### Direction
Return the listing below unchanged, minus its pictures.

### Dataset section

* BEGIN *

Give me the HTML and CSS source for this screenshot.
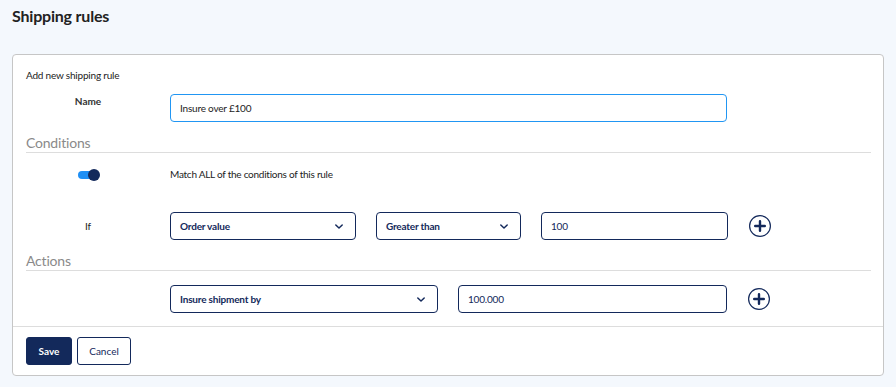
FILE: index.html
```html
<!DOCTYPE html>
<html lang="en">
<head>
  <meta charset="UTF-8" />
  <meta name="viewport" content="width=device-width, initial-scale=1.0"/>
  <title>Shipping rules</title>
  <link rel="stylesheet" href="styles.css">
</head>
<body>

  <header>
    <h1>Shipping rules</h1>
  </header>

  <div class="card">
    <div class="card-body">
      <p class="intro">Add new shipping rule</p>

      <div class="row row-top">
        <label class="row-label" for="ruleName">Name</label>
        <div class="fields">
          <input id="ruleName" class="field field-name focused" type="text" value="Insure over £100">
        </div>
      </div>

      <!-- Conditions -->
      <h2 class="section-title">Conditions</h2>

      <div class="row row-toggle">
        <div class="row-label">
          <span class="toggle"><span class="toggle-knob"></span></span>
        </div>
        <div class="fields">
          <span class="toggle-text">Match ALL of the conditions of this rule</span>
        </div>
      </div>

      <div class="row row-if">
        <div class="row-label">If</div>
        <div class="fields">
          <div class="select select-condition">
            <span>Order value</span>
            <svg class="chevron" viewBox="0 0 10 6" width="8" height="5"><path d="M1 1l4 4 4-4" fill="none" stroke="#13295b" stroke-width="1.8" stroke-linecap="round" stroke-linejoin="round"/></svg>
          </div>
          <div class="select select-operator">
            <span>Greater than</span>
            <svg class="chevron" viewBox="0 0 10 6" width="8" height="5"><path d="M1 1l4 4 4-4" fill="none" stroke="#13295b" stroke-width="1.8" stroke-linecap="round" stroke-linejoin="round"/></svg>
          </div>
          <input class="field field-value" type="text" value="100">
          <button class="add-btn" aria-label="Add condition">
            <svg viewBox="0 0 24 24" width="24" height="24"><circle cx="12" cy="12" r="10.4" fill="none" stroke="#13295b" stroke-width="1.2"/><path d="M12 7.2v9.6M7.2 12h9.6" stroke="#13295b" stroke-width="2.4" stroke-linecap="round"/></svg>
          </button>
        </div>
      </div>

      <!-- Actions -->
      <h2 class="section-title">Actions</h2>

      <div class="row row-action">
        <div class="row-label"></div>
        <div class="fields">
          <div class="select select-action">
            <span>Insure shipment by</span>
            <svg class="chevron" viewBox="0 0 10 6" width="8" height="5"><path d="M1 1l4 4 4-4" fill="none" stroke="#13295b" stroke-width="1.8" stroke-linecap="round" stroke-linejoin="round"/></svg>
          </div>
          <input class="field field-amount" type="text" value="100.000">
          <button class="add-btn" aria-label="Add action">
            <svg viewBox="0 0 24 24" width="24" height="24"><circle cx="12" cy="12" r="10.4" fill="none" stroke="#13295b" stroke-width="1.2"/><path d="M12 7.2v9.6M7.2 12h9.6" stroke="#13295b" stroke-width="2.4" stroke-linecap="round"/></svg>
          </button>
        </div>
      </div>
    </div>

    <div class="card-footer">
      <button class="btn btn-save">Save</button>
      <button class="btn btn-cancel">Cancel</button>
    </div>
  </div>

</body>
</html>
```

FILE: styles.css
```css
* {
  box-sizing: border-box;
  margin: 0;
  padding: 0;
}

body {
  font-family: Lato, 'Noto Sans', sans-serif;
  background: #f4f8fd;
  color: #222;
}

header {
  padding: 6px 12px 0;
}

header h1 {
  font-size: 16px;
  line-height: 20px;
  font-weight: 700;
  color: #222;
  letter-spacing: -0.2px;
}

.card {
  margin: 28px 12px 0;
  background: #ffffff;
  border: 1px solid #c6c6c6;
  border-radius: 4px;
}

.card-body {
  padding: 13px 12px 13px 13px;
}

.intro {
  font-size: 10px;
  line-height: 14px;
  color: #222;
  letter-spacing: -0.2px;
}

.row {
  display: grid;
  grid-template-columns: 124px 1fr;
  column-gap: 20px;
}

.row-label {
  font-size: 10px;
  line-height: 14px;
  text-align: center;
  color: #222;
}

.row-top {
  margin-top: 12px;
  align-items: start;
}

.row-top .row-label {
  font-weight: 700;
  color: #333;
}

.row-toggle {
  margin-top: 14px;
  align-items: center;
}

.row-if {
  margin-top: 31px;
  align-items: center;
}

.row-action {
  margin-top: 14px;
  align-items: center;
}

.fields {
  display: flex;
  align-items: center;
  gap: 20px;
}

.field,
.select {
  height: 28px;
  border: 1px solid #13295b;
  border-radius: 4px;
  background: #fff;
  font-family: inherit;
  font-size: 10px;
  color: #13295b;
  padding: 0 9px;
  outline: none;
  letter-spacing: -0.2px;
}

.field-name {
  width: 557px;
  border-color: #2196f3;
  color: #222;
}

.select {
  display: flex;
  align-items: center;
  justify-content: space-between;
  font-weight: 700;
  padding-right: 12px;
}

.select-condition { width: 186px; }
.select-operator { width: 145px; }
.select-action { width: 268px; }

.field-value { width: 187px; }
.field-amount { width: 269px; }

.chevron {
  display: block;
}

.add-btn {
  width: 24px;
  height: 24px;
  border: none;
  background: none;
  cursor: pointer;
}

.add-btn svg {
  display: block;
}

.section-title {
  margin-top: 12px;
  font-size: 14px;
  line-height: 18px;
  font-weight: 400;
  color: #8a8a8a;
  border-bottom: 1px solid #dddddd;
  letter-spacing: -0.2px;
}

.toggle {
  display: inline-block;
  position: relative;
  width: 20px;
  height: 8px;
  border-radius: 4px;
  background: #1e8ff5;
  vertical-align: middle;
}

.toggle-knob {
  position: absolute;
  right: -2px;
  top: -2px;
  width: 12px;
  height: 12px;
  border-radius: 50%;
  background: #13295b;
}

.toggle-text {
  font-size: 10px;
  line-height: 14px;
  color: #222;
  letter-spacing: -0.25px;
}

.card-footer {
  border-top: 1px solid #dddddd;
  padding: 10px 13px;
  display: flex;
  gap: 5px;
}

.btn {
  height: 28px;
  border-radius: 3px;
  font-family: inherit;
  font-size: 10px;
  cursor: pointer;
}

.btn-save {
  width: 46px;
  background: #13295b;
  border: 1px solid #13295b;
  color: #ffffff;
  font-weight: 700;
}

.btn-cancel {
  width: 54px;
  background: #ffffff;
  border: 1px solid #13295b;
  color: #13295b;
}
```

* END *

### The solution
Give me the HTML and CSS source for this screenshot.
FILE: index.html
```html
<!DOCTYPE html>
<html lang="en">
<head>
  <meta charset="UTF-8" />
  <meta name="viewport" content="width=device-width, initial-scale=1.0"/>
  <title>Shipping rules</title>
  <link rel="stylesheet" href="styles.css">
</head>
<body>

  <header>
    <h1>Shipping rules</h1>
  </header>

  <div class="card">
    <div class="card-body">
      <p class="intro">Add new shipping rule</p>

      <div class="row row-top">
        <label class="row-label" for="ruleName">Name</label>
        <div class="fields">
          <input id="ruleName" class="field field-name focused" type="text" value="Insure over £100">
        </div>
      </div>

      <!-- Conditions -->
      <h2 class="section-title">Conditions</h2>

      <div class="row row-toggle">
        <div class="row-label">
          <span class="toggle"><span class="toggle-knob"></span></span>
        </div>
        <div class="fields">
          <span class="toggle-text">Match ALL of the conditions of this rule</span>
        </div>
      </div>

      <div class="row row-if">
        <div class="row-label">If</div>
        <div class="fields">
          <div class="select select-condition">
            <span>Order value</span>
            <svg class="chevron" viewBox="0 0 10 6" width="8" height="5"><path d="M1 1l4 4 4-4" fill="none" stroke="#13295b" stroke-width="1.8" stroke-linecap="round" stroke-linejoin="round"/></svg>
          </div>
          <div class="select select-operator">
            <span>Greater than</span>
            <svg class="chevron" viewBox="0 0 10 6" width="8" height="5"><path d="M1 1l4 4 4-4" fill="none" stroke="#13295b" stroke-width="1.8" stroke-linecap="round" stroke-linejoin="round"/></svg>
          </div>
          <input class="field field-value" type="text" value="100">
          <button class="add-btn" aria-label="Add condition">
            <svg viewBox="0 0 24 24" width="24" height="24"><circle cx="12" cy="12" r="10.4" fill="none" stroke="#13295b" stroke-width="1.2"/><path d="M12 7.2v9.6M7.2 12h9.6" stroke="#13295b" stroke-width="2.4" stroke-linecap="round"/></svg>
          </button>
        </div>
      </div>

      <!-- Actions -->
      <h2 class="section-title">Actions</h2>

      <div class="row row-action">
        <div class="row-label"></div>
        <div class="fields">
          <div class="select select-action">
            <span>Insure shipment by</span>
            <svg class="chevron" viewBox="0 0 10 6" width="8" height="5"><path d="M1 1l4 4 4-4" fill="none" stroke="#13295b" stroke-width="1.8" stroke-linecap="round" stroke-linejoin="round"/></svg>
          </div>
          <input class="field field-amount" type="text" value="100.000">
          <button class="add-btn" aria-label="Add action">
            <svg viewBox="0 0 24 24" width="24" height="24"><circle cx="12" cy="12" r="10.4" fill="none" stroke="#13295b" stroke-width="1.2"/><path d="M12 7.2v9.6M7.2 12h9.6" stroke="#13295b" stroke-width="2.4" stroke-linecap="round"/></svg>
          </button>
        </div>
      </div>
    </div>

    <div class="card-footer">
      <button class="btn btn-save">Save</button>
      <button class="btn btn-cancel">Cancel</button>
    </div>
  </div>

</body>
</html>
```

FILE: styles.css
```css
* {
  box-sizing: border-box;
  margin: 0;
  padding: 0;
}

body {
  font-family: Lato, 'Noto Sans', sans-serif;
  background: #f4f8fd;
  color: #222;
}

header {
  padding: 6px 12px 0;
}

header h1 {
  font-size: 16px;
  line-height: 20px;
  font-weight: 700;
  color: #222;
  letter-spacing: -0.2px;
}

.card {
  margin: 28px 12px 0;
  background: #ffffff;
  border: 1px solid #c6c6c6;
  border-radius: 4px;
}

.card-body {
  padding: 13px 12px 13px 13px;
}

.intro {
  font-size: 10px;
  line-height: 14px;
  color: #222;
  letter-spacing: -0.2px;
}

.row {
  display: grid;
  grid-template-columns: 124px 1fr;
  column-gap: 20px;
}

.row-label {
  font-size: 10px;
  line-height: 14px;
  text-align: center;
  color: #222;
}

.row-top {
  margin-top: 12px;
  align-items: start;
}

.row-top .row-label {
  font-weight: 700;
  color: #333;
}

.row-toggle {
  margin-top: 14px;
  align-items: center;
}

.row-if {
  margin-top: 31px;
  align-items: center;
}

.row-action {
  margin-top: 14px;
  align-items: center;
}

.fields {
  display: flex;
  align-items: center;
  gap: 20px;
}

.field,
.select {
  height: 28px;
  border: 1px solid #13295b;
  border-radius: 4px;
  background: #fff;
  font-family: inherit;
  font-size: 10px;
  color: #13295b;
  padding: 0 9px;
  outline: none;
  letter-spacing: -0.2px;
}

.field-name {
  width: 557px;
  border-color: #2196f3;
  color: #222;
}

.select {
  display: flex;
  align-items: center;
  justify-content: space-between;
  font-weight: 700;
  padding-right: 12px;
}

.select-condition { width: 186px; }
.select-operator { width: 145px; }
.select-action { width: 268px; }

.field-value { width: 187px; }
.field-amount { width: 269px; }

.chevron {
  display: block;
}

.add-btn {
  width: 24px;
  height: 24px;
  border: none;
  background: none;
  cursor: pointer;
}

.add-btn svg {
  display: block;
}

.section-title {
  margin-top: 12px;
  font-size: 14px;
  line-height: 18px;
  font-weight: 400;
  color: #8a8a8a;
  border-bottom: 1px solid #dddddd;
  letter-spacing: -0.2px;
}

.toggle {
  display: inline-block;
  position: relative;
  width: 20px;
  height: 8px;
  border-radius: 4px;
  background: #1e8ff5;
  vertical-align: middle;
}

.toggle-knob {
  position: absolute;
  right: -2px;
  top: -2px;
  width: 12px;
  height: 12px;
  border-radius: 50%;
  background: #13295b;
}

.toggle-text {
  font-size: 10px;
  line-height: 14px;
  color: #222;
  letter-spacing: -0.25px;
}

.card-footer {
  border-top: 1px solid #dddddd;
  padding: 10px 13px;
  display: flex;
  gap: 5px;
}

.btn {
  height: 28px;
  border-radius: 3px;
  font-family: inherit;
  font-size: 10px;
  cursor: pointer;
}

.btn-save {
  width: 46px;
  background: #13295b;
  border: 1px solid #13295b;
  color: #ffffff;
  font-weight: 700;
}

.btn-cancel {
  width: 54px;
  background: #ffffff;
  border: 1px solid #13295b;
  color: #13295b;
}
```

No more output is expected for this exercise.